Francesco Failella e Claudia Mantovan, giovani ricercatori dell’Università di Padova, hanno cercato di farlo ed ora è uscito il libro «Il ghetto disperso. Pratiche di desegregazione e politiche abitative» sulle storie degli ex abitanti del «ghetto». Le persone interpellate, in maggioranza, avevano già cercato di uscire individualmente dal «ghetto» cercando altre soluzioni abitative, ma problemi economici e la discriminazione che colpisce gli immigrati e, «quelli di via Anelli» in particolare, ha impedito questa soluzione.

Si può affermare che la discriminazione subita ha costretto le persone a vivere nel «ghetto». La maggioranza degli interpellati ha dimostrato soddisfazione per essere usciti da via Anelli e per l’intervento compiuto dal comune. Ma il «ghetto», persino via Anelli, ha i suoi lati positivi: lo spiega un migrante che racconta come si fossero sviluppate dinamiche anche economiche – un «ristorante» abusivo, un barbiere – in grado di proteggere da un mercato del lavoro spietato in particolare nei confronti degli immigrati. Anche la possibilità dell’abitare «informale», ospitando altre persone, risultava un dispositivo per ridurre le spese, ora non più praticabile. Ed anche la socialità a cui il «ghetto» costringeva è ora più rarefatta, le reti amicali più lunghe e difficili da curare.
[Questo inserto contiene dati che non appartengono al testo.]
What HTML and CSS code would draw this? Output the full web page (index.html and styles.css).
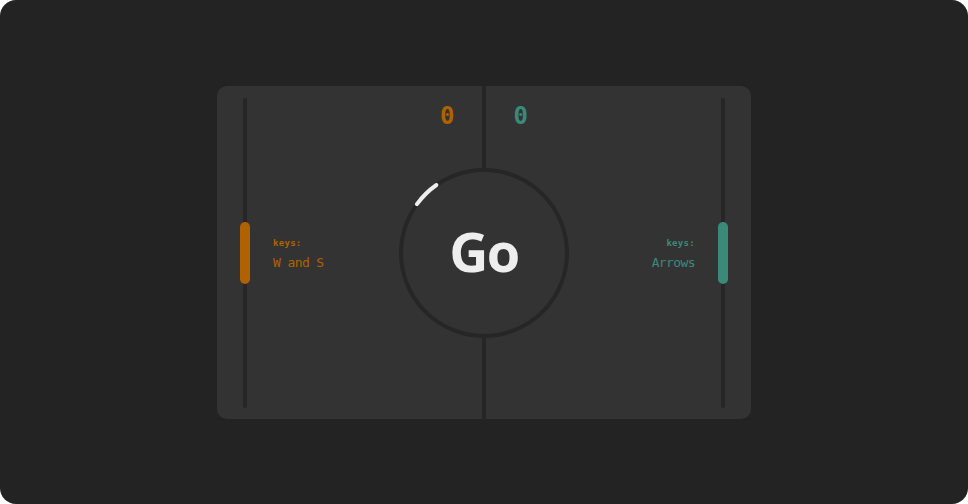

L’uscita dal «ghetto» – «finalmente vediamo l’Italia» viene descritto – ha significato soprattutto la fine del forte stigma che colpiva gli abitanti del complesso «Serenissima», una possibilità di uscire dallo stereotipo. In apertura del volume una interessante rassegna delle politiche sociali legate alla forma urbana in Europa e negli Stati uniti con elementi di dibattito ed analisi indispensabili per comprendere le modificazioni della città contemporanea.

Grazie a questa ricerca, alla possibilità di seguire la traiettorie di vita degli ex abitanti di via Anelli riusciamo a tratteggiare i problemi che partorisce la società «normale». Una società sollevata dalla chiusura del «ghetto», ma che continua a custodire gli elementi – politici, economici, urbanistici e culturali – necessari alla sua ricostruzione.